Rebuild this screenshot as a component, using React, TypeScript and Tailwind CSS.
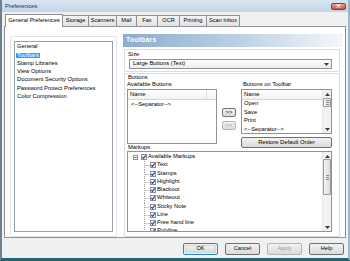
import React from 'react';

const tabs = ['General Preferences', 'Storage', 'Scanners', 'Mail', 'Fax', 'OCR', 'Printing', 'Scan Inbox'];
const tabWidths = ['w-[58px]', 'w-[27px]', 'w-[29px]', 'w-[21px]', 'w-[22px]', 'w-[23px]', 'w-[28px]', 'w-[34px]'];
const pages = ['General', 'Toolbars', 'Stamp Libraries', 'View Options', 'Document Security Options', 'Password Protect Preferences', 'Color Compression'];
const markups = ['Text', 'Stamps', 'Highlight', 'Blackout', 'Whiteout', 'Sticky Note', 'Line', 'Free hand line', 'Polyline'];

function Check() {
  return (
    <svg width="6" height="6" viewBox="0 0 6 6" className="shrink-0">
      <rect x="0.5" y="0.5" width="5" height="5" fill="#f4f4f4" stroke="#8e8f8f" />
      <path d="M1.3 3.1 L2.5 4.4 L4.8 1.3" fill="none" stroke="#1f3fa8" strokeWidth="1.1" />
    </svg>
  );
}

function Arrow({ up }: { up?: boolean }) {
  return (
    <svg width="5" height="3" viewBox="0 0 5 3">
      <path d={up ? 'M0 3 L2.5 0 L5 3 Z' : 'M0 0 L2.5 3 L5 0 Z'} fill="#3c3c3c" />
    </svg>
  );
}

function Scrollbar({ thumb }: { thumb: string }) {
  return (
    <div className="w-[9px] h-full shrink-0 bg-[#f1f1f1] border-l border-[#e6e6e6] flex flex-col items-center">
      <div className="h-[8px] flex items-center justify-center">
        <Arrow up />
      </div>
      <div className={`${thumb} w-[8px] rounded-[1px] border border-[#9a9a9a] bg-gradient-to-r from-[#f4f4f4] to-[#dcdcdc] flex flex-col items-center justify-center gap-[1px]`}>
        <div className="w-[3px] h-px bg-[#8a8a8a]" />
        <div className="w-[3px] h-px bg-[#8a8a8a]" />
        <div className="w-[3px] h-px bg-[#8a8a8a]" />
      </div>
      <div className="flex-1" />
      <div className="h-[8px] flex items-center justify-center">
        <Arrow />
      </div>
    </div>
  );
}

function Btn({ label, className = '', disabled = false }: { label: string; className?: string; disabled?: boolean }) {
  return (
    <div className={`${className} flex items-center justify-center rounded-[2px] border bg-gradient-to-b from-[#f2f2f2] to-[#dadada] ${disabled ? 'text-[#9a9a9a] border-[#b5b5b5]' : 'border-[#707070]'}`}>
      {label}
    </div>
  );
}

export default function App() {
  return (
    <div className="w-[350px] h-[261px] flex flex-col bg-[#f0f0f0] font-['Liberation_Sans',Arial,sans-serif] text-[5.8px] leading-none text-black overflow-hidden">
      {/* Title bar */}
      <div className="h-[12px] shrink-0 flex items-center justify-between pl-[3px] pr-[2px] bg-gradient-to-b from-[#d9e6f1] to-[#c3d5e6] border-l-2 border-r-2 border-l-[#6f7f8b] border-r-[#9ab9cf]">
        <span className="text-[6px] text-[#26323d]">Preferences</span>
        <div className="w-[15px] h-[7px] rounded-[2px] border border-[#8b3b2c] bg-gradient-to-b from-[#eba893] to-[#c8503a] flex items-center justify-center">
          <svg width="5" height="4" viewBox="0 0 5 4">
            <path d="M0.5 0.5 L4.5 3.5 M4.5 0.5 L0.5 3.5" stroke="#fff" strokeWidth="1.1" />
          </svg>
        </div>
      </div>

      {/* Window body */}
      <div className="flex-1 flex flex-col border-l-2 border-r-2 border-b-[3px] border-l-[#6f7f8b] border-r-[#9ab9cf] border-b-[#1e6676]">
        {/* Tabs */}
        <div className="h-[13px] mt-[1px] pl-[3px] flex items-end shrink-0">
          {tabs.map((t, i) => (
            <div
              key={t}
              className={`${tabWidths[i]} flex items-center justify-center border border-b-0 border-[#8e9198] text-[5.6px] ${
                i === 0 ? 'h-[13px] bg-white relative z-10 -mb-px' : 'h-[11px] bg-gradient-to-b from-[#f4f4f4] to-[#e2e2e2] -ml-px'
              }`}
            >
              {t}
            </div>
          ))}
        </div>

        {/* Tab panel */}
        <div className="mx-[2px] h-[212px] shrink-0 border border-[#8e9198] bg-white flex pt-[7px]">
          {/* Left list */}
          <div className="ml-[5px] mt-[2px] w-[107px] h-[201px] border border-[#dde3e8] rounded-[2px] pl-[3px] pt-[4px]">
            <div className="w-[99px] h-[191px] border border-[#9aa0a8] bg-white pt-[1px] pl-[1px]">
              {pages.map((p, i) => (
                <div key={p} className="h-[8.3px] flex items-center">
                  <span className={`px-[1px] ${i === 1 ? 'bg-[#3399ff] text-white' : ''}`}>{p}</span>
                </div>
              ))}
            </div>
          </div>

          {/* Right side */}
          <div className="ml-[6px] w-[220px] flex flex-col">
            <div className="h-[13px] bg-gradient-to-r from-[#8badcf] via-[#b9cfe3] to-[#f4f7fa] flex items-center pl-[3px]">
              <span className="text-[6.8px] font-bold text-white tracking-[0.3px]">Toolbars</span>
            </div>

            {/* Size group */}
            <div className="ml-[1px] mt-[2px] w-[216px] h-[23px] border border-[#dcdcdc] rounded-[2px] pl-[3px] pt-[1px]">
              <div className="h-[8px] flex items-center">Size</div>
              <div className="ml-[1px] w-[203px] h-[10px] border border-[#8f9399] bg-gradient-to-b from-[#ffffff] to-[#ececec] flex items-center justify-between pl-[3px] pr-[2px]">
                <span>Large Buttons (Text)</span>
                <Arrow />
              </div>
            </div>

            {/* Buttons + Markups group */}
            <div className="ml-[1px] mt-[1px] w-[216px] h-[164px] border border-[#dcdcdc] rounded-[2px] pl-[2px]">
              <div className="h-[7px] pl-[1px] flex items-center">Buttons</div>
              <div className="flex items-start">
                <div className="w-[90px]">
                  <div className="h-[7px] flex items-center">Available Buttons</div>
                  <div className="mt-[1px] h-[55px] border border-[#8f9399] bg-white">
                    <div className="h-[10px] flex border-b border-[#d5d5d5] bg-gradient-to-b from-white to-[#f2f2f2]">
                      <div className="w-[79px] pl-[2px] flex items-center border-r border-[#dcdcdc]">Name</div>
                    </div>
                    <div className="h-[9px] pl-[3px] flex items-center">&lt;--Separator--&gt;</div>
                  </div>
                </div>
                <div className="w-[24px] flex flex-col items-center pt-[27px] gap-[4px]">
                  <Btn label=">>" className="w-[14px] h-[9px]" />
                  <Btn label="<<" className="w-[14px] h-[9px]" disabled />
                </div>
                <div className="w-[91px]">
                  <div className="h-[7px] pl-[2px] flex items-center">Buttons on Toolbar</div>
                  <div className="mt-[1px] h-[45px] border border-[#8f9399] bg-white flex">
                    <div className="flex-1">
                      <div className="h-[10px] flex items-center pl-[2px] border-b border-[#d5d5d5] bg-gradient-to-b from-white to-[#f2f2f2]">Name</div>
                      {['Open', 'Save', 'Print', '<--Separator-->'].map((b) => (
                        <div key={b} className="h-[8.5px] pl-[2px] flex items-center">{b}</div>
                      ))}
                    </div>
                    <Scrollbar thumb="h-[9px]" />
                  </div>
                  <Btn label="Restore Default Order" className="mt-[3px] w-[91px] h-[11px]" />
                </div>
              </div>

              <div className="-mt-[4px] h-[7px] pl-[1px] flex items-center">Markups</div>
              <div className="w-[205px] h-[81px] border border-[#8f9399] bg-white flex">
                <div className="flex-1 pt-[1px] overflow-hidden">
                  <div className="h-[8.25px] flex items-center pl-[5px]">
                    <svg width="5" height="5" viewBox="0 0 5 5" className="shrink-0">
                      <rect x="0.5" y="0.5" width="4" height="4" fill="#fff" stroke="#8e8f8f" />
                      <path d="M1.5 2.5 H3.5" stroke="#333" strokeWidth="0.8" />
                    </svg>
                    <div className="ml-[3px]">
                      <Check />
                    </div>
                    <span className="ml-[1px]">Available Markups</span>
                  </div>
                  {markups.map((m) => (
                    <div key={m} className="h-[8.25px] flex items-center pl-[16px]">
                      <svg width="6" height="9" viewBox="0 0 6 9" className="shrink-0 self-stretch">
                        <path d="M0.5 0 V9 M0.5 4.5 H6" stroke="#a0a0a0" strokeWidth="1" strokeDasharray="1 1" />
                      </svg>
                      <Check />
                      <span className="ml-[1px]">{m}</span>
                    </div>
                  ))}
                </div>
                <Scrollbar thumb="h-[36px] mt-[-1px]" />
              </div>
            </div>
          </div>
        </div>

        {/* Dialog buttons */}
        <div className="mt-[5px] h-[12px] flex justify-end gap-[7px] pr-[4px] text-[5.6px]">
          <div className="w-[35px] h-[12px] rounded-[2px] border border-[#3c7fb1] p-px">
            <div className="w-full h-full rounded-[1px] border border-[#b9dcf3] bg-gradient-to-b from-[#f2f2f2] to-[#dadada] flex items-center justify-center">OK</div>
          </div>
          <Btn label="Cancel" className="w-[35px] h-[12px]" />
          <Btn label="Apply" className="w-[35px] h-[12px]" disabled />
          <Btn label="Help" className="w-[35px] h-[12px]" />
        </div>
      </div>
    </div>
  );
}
########
__Written instruction__.
Go through the material and select each line with the string "React" in it.

__Answer for the task__.
Rebuild this screenshot as a component, using React, TypeScript and Tailwind CSS.
import React from 'react';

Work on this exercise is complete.